Thursday, August 6, 2020

Adults May Require Different Interventions for Loneliness Depending on Age

The factors impacting adults’ feelings of loneliness change depending on their phase in life, suggesting there is no “one-size-fits-all” intervention to reduce loneliness, according to a study published in BMC Public Health.

“[T]he factors associated with loneliness vary across different age groups and therefore policymakers and intervention developers should take these factors into account in efforts to reduce loneliness among adults,” wrote Thanée Franssen, M.Sc., of Maastricht University in the Netherlands and colleagues.

The authors used data from the Adult Health Monitor Limburg 2016, a population-based health survey that monitors the self-reported health of adults in the Netherlands between the ages of 19 and 65. The authors split the 26,342 adult participants into three groups: young (19 to 34 years), early middle-aged (35 to 49 years), and late middle-aged (50 to 65 years).

The survey collected information on participants’ demographics (including gender, education, marital status, ethnicity, and employment status), social environment (including living arrangement; volunteer work; frequency of contact with family, friends, or neighbors; and whether they feel excluded from society), and health factors (including any limitations in daily activities due to health problems, chronic disease diagnoses, and levels of psychological distress).
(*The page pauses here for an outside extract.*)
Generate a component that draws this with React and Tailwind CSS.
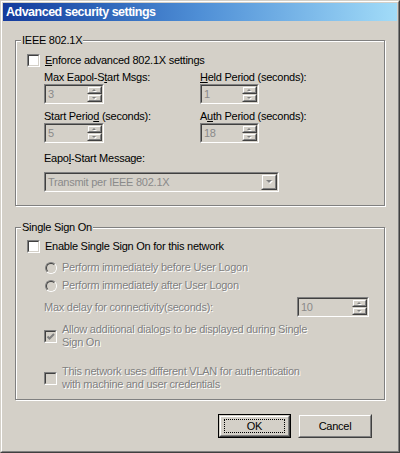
const Sunken = ({ className = '', inner = 'bg-[#d4d0c8]', children }) => (
  <div className={`border border-t-[#808080] border-l-[#808080] border-b-white border-r-white ${className}`}>
    <div className={`h-full w-full border border-t-[#404040] border-l-[#404040] border-b-[#d4d0c8] border-r-[#d4d0c8] ${inner}`}>
      {children}
    </div>
  </div>
)

const Raised = ({ className = '', children }) => (
  <div className={`border border-t-[#d4d0c8] border-l-[#d4d0c8] border-b-[#404040] border-r-[#404040] ${className}`}>
    <div className="h-full w-full border border-t-white border-l-white border-b-[#808080] border-r-[#808080] bg-[#d4d0c8] flex items-center justify-center">
      {children}
    </div>
  </div>
)

const Arrow = ({ up = false, w = 5, h = 3 }) => (
  <svg width={w + 1} height={h + 1} viewBox={`0 0 ${w + 1} ${h + 1}`}>
    {up ? (
      <>
        <polygon points={`1,${h + 1} ${w + 1},${h + 1} ${(w + 2) / 2},1`} fill="#fff" />
        <polygon points={`0,${h} ${w},${h} ${w / 2},0`} fill="#808080" />
      </>
    ) : (
      <>
        <polygon points={`1,1 ${w + 1},1 ${(w + 2) / 2},${h + 1}`} fill="#fff" />
        <polygon points={`0,0 ${w},0 ${w / 2},${h}`} fill="#808080" />
      </>
    )}
  </svg>
)

const Checkbox = ({ checked = false, disabled = false }) => (
  <Sunken className="w-[13px] h-[13px] shrink-0" inner={disabled ? 'bg-[#d4d0c8]' : 'bg-white'}>
    {checked && (
      <svg width="11" height="11" viewBox="0 0 11 11">
        <polyline points="1.5,4.5 3.5,6.5 8,2" fill="none" stroke="#808080" strokeWidth="2" />
      </svg>
    )}
  </Sunken>
)

const Radio = () => (
  <div className="w-[12px] h-[12px] shrink-0 rounded-full border border-t-[#808080] border-l-[#808080] border-b-white border-r-white">
    <div className="h-full w-full rounded-full border border-t-[#404040] border-l-[#404040] border-b-[#d4d0c8] border-r-[#d4d0c8] bg-[#d4d0c8]" />
  </div>
)

const Spinner = ({ value, width = 'w-[60px]' }) => (
  <Sunken className={`${width} h-[20px]`}>
    <div className="flex h-full">
      <span className="flex-1 pl-[2px] leading-[16px] text-[#8a8a8a]">{value}</span>
      <div className="flex w-[15px] flex-col">
        <Raised className="h-[8px]">
          <Arrow up w={4} h={2} />
        </Raised>
        <Raised className="h-[8px]">
          <Arrow w={4} h={2} />
        </Raised>
      </div>
    </div>
  </Sunken>
)

const Group = ({ title, className = '', children }) => (
  <div className={`relative border border-[#808080] shadow-[inset_1px_1px_0_#fff,1px_1px_0_#fff] ${className}`}>
    <span className="absolute left-[5px] -top-[7px] bg-[#d4d0c8] px-[1px] leading-[13px]">{title}</span>
    {children}
  </div>
)

const dim = 'text-[#808080] [text-shadow:1px_1px_0_#fff]'

export default function App() {
  return (
    <div className="w-[400px] h-[453px] bg-[#d4d0c8] border border-t-[#d4d0c8] border-l-[#d4d0c8] border-b-[#404040] border-r-[#404040] font-['Liberation_Sans',Arial,sans-serif] text-[11px] tracking-[-0.25px] leading-[13px] text-black">
      <div className="h-full border border-t-white border-l-white border-b-[#808080] border-r-[#808080] p-[1px]">
        <div className="flex h-[18px] items-center bg-gradient-to-r from-[#143a9c] via-[#4f8fd6] to-[#a2dcf8] pl-[3px]">
          <span className="text-[12.5px] font-bold tracking-[-0.5px] text-white">Advanced security settings</span>
        </div>

        <div className="px-[12px] pt-[19px]">
          <Group title="IEEE 802.1X" className="h-[166px]">
            <div className="pl-[11px] pt-[13px]">
              <div className="flex h-[13px] items-center gap-[5px]">
                <Checkbox />
                <span>
                  <u>E</u>nforce advanced 802.1X settings
                </span>
              </div>
              <div className="mt-[4px] pl-[17px]">
                <div className="grid grid-cols-[156px_1fr] gap-y-[6px]">
                  <div>
                    <div>
                      Max Eapol-S<u>t</u>art Msgs:
                    </div>
                    <Spinner value="3" width="w-[60px]" />
                  </div>
                  <div>
                    <div>
                      <u>H</u>eld Period (seconds):
                    </div>
                    <Spinner value="1" width="w-[59px]" />
                  </div>
                  <div>
                    <div>
                      Start Perio<u>d</u> (seconds):
                    </div>
                    <Spinner value="5" width="w-[60px]" />
                  </div>
                  <div>
                    <div>
                      A<u>u</u>th Period (seconds):
                    </div>
                    <Spinner value="18" width="w-[59px]" />
                  </div>
                </div>
                <div className="mt-[9px]">
                  Eapo<u>l</u>-Start Message:
                </div>
                <Sunken className="mt-[7px] h-[20px] w-[235px]">
                  <div className="flex h-full items-center">
                    <span className="flex-1 pl-[2px] text-[#8a8a8a]">Transmit per IEEE 802.1X</span>
                    <Raised className="h-[16px] w-[16px]">
                      <Arrow w={6} h={3} />
                    </Raised>
                  </div>
                </Sunken>
              </div>
            </div>
          </Group>

          <Group title="Single Sign On" className="mt-[21px] h-[173px]">
            <div className="pl-[11px] pt-[12px]">
              <div className="flex h-[13px] items-center gap-[5px]">
                <Checkbox />
                <span>Enable Single Sign On for this network</span>
              </div>
              <div className="mt-[8px] flex h-[13px] items-center gap-[5px] pl-[18px]">
                <Radio />
                <span className={dim}>Perform immediately before User Logon</span>
              </div>
              <div className="mt-[5px] flex h-[13px] items-center gap-[5px] pl-[18px]">
                <Radio />
                <span className={dim}>Perform immediately after User Logon</span>
              </div>
              <div className="mt-[5px] flex h-[20px] items-center justify-between pl-[17px] pr-[15px]">
                <span className={dim}>Max delay for connectivity(seconds):</span>
                <Spinner value="10" width="w-[72px]" />
              </div>
              <div className="mt-[6px] flex items-center gap-[5px] pl-[17px]">
                <Checkbox checked disabled />
                <span className={dim}>
                  Allow additional dialogs to be displayed during Single
                  <br />
                  Sign On
                </span>
              </div>
              <div className="mt-[16px] flex items-center gap-[5px] pl-[17px]">
                <Checkbox disabled />
                <span className={dim}>
                  This network uses different VLAN for authentication
                  <br />
                  with machine and user credentials
                </span>
              </div>
            </div>
          </Group>

          <div className="mt-[14px] flex justify-end gap-[7px] pr-[13px]">
            <div className="h-[24px] w-[73px] border border-black">
              <Raised className="h-full w-full">
                <div className="flex h-[14px] w-[61px] items-center justify-center border border-dotted border-black">OK</div>
              </Raised>
            </div>
            <Raised className="h-[24px] w-[74px]">Cancel</Raised>
          </div>
        </div>
      </div>
    </div>
  )
}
The researchers used the Dutch Mental Health Continuum-Short Form to determine participants’ psychological, emotional, and social well-being, and the De Jong-Gierveld Loneliness Scale to measure loneliness.

Overall, 44.3% of adults reported experiencing loneliness, broken down as 39.7% of young adults, 43.3% of early middle-aged adults, and 48.2% of late middle-aged adults. The authors identified some universal factors that influenced loneliness regardless of age group, including living alone, frequency of contact with neighbors, perceived social exclusion, psychological distress, and psychological and emotional well-being.

Other factors were present in specific age groups only. Young adults showed the strongest association between loneliness and their frequency of contact with friends. Being female with an intermediate to high level of education was associated with lower levels of loneliness among young adults only, while having a job was significantly associated with lower levels of loneliness among early middle-aged adults. Among late middle-aged adults, being married was associated with lower levels of loneliness.

In a blog post for BMC Public Health, Franssen explained how the different factors impacting loneliness by age may be especially evident during the COVID-19 pandemic. “For example, young adults are not able to interact with their friends or classmates face to face anymore. Early middle-aged adults have to work from home, while supervising their children and worrying about their aging parents, whereas for late middle-aged adults visiting their loved ones has become impossible,” she wrote. “So, whatever age you are, the risk of loneliness is always there, lurking in the background. And maybe now more than ever.”